The idea is that, through competition, suppliers will drive down prices to attract consumers to fix their energy prices with them for a certain period - often one to two years.
But as wholesale energy costs have risen so steeply and major uncertainty continues over how long and severe the energy crisis will be, the advice for much of the past 12 months has been to avoid fixing.
Energy providers have been unable to offer deals below the level of the price cap since last October, meaning millions more households are now on standard variable or default tariffs.
This remains the case.
With further dire forecasts of where the energy price cap could go in the coming year, Martin Lewis has recommended considering any fixed tariffs that are roughly 145% above your current price capped tariff (or 150% above if you like budgeting certainty).
The caveat Mr Lewis makes, however, is that there are still so many unknowns about what could happen next with the energy market that he cannot say for sure whether or not fixing is the right thing to do.
For example, as recently as May 2022, Ofgem CEO Jonathan Brearley was predicting the price cap would rise to £2,800 a year from October.
But the price cap ultimately rose much higher to £3,549, which shows that even energy experts are unsure about what could happen.
Mr Lewis’s Money Saving Expert website has details of some fixes you can make that could save you money.
What is a standard variable tariff?
A standard variable tariff - also known as a default tariff - is typically the most basic electricity and/or gas deal an energy supplier will offer.

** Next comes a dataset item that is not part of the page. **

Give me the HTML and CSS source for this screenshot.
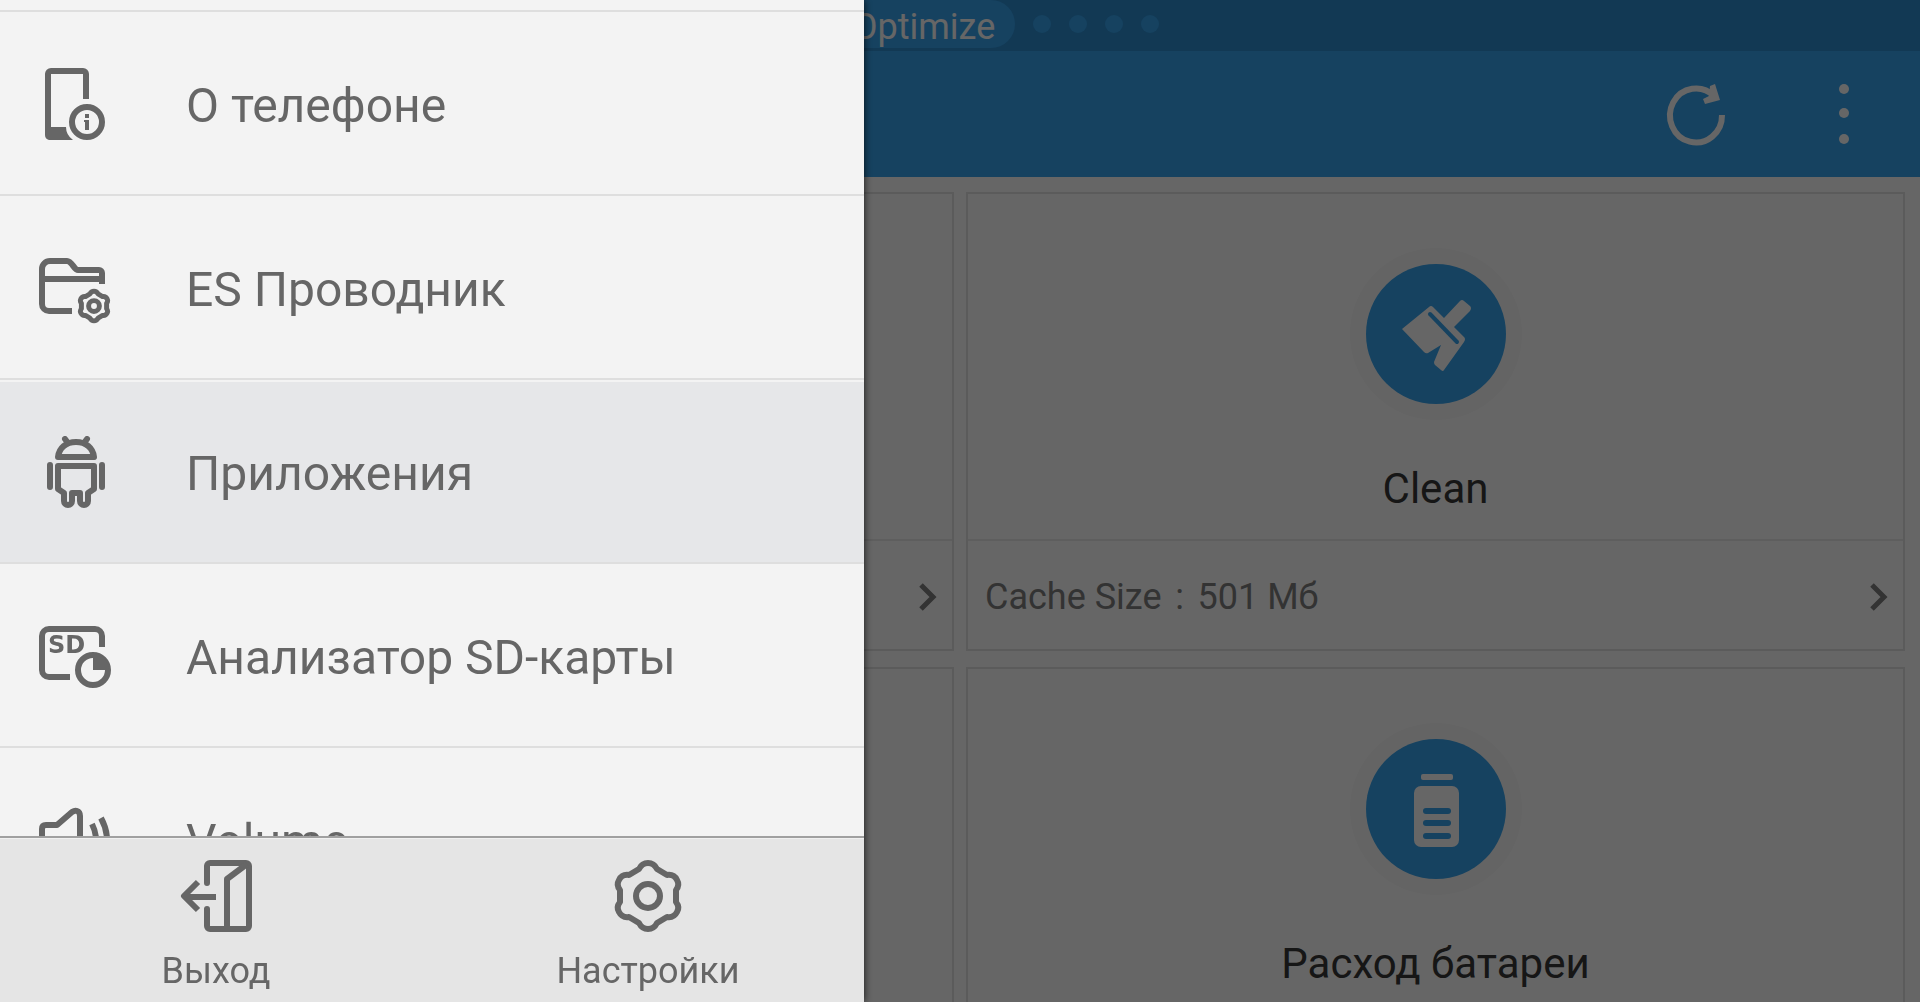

Alongside prepayment meter contracts, they are governed by the Ofgem energy price cap.
The price cap was set up to ensure consumers on these tariffs would not get ripped off by energy companies.
You will be on a standard variable tariff if:
- You’ve never switched supplier
- Your fixed deal with your provider has expired
- You have just moved house
- Your supplier has gone bust and you’ve been moved to a different one
At present, these variable tariffs are sitting on the price cap, meaning they will go up in price as the Ofgem cap increases.